Louis Vuitton has filed suit in Beijing in connection with the sale of counterfeit goods on TaoBao, Alibaba’s e-commerce marketplace. According to Louis Vuitton’s complaint, which was filed in Beijing’s Haidian District Court, three individual sellers on the TaoBao platform were formerly convicted of operating a “serious” counterfeit counterfeit involving the sale of Louis Vuitton goods between 2011 and 2014. As a result, Louis Vuitton is owned 250,000 yuan, or $37,900 at current exchange, in economic damages.

While we are used to seeing design houses file trademark claims against a large number of websites and website operators in connection with the sale of counterfeit goods, it is not quite as commonplace for them to file suit against individual marketplace users, but that may be changing. In fact, the move towards filing suit against individual marketplace sellers has been underway for a couple of years now, prior to which point such lawsuits were virtually unheard of.

You may recall that in 2013, in addition to filing routine trademark infringement lawsuits against defendants running counterfeit operations on domains like www.cheaplouisvuitton.com, the design house also filed suit against a large amount of individual iOffer users. In case you’re not familiar, iOffer is a San Francisco-based online trading community that consists almost entirely of China-based sellers hawking fake Louis Vuitton, Gucci, Chanel, and just about any designer good you can think of.

As we wrote in July 2013, “It is interesting that Louis Vuitton is targeting individual iOffer sellers, such as donna1918, wangwang20120, and happygirl2013, for selling counterfeit accessories, as opposed to iOffer itself. You may recall that designer brands have targeted online marketplace sites in the past, such as Tiffany & Co. v. eBay, but not individual sellers.” A month later, Gucci filed suit against 100 defendants, including both web domains (such as guccisshop.com, googlesunglass.com and hotbrands4u.net) and against individual iOffer merchants. Chanel has similarly taken on individual sellers.

It is interesting that these brands targeting individual online sellers for selling counterfeit goods, as opposed to suing the main platforms, Alibaba, Amazon and iOffer, themselves. As we have seen in previous cases, such as Tiffany & Co. v. eBay and more recently in Kering v. Alibaba, designer brands have filed lawsuits against online marketplace sites in the past, but not individual sellers.

Chances are, most design houses are disuaded by the ruling in the Tiffany case, which found that while a large number of counterfeit goods were being sold on eBay, the online marketplace was not liable for trademark infringement.

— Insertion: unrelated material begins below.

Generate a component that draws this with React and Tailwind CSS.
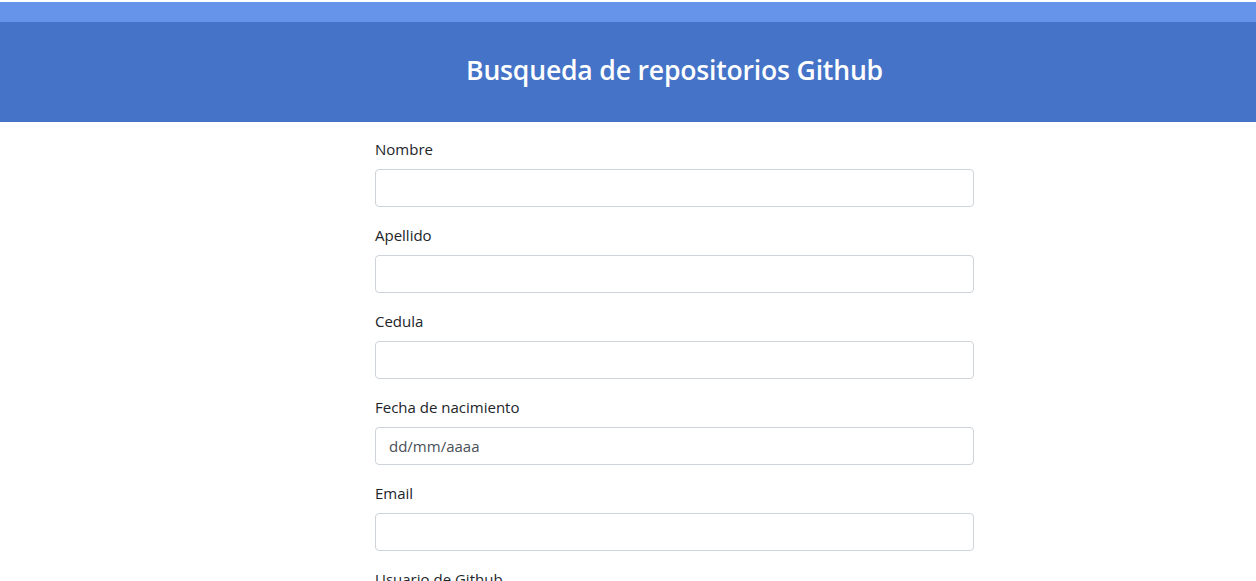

The Second Circuit court found for eBay, holding that eBay had taken the necessary steps in order to combat infringement (namely, implementing VERO, a fraud prevention program, actively pursuing counterfeit Tiffany sellers, etc.), and ultimately held that the duty falls in the trademark holder to police its mark.

This relatively new approach, in which design houses are naming individual sellers (by their user names, of course) as defendants, is an interesting one in terms of the development of tactics for fighting online sellers of counterfeits, but it may not be the most effective. Chances are, the vast majority of the individual sellers will not be identified and even if they are, they will not be located.

As a result, their individual shops within Amazon, eBay, Taobao and/or iOffer will be shut down (thanks to a court order) and if the Department of Justice, in connection with the National Intellectual Property Rights Coordination Center, can locate funds that these sellers have amassed from the sale of such counterfeits, they will be turned over to whatever design house filed suit. The result of these lawsuits should provide some helpful guidance regarding litigation involving individual online marketplace sellers. 

As for Alibaba’s TaoBao, it remains a source of rampant counterfeit sales, despite an ongoing battle with Gucci’s parent company, Kering, and stern warning from the U.S. Trade Representative.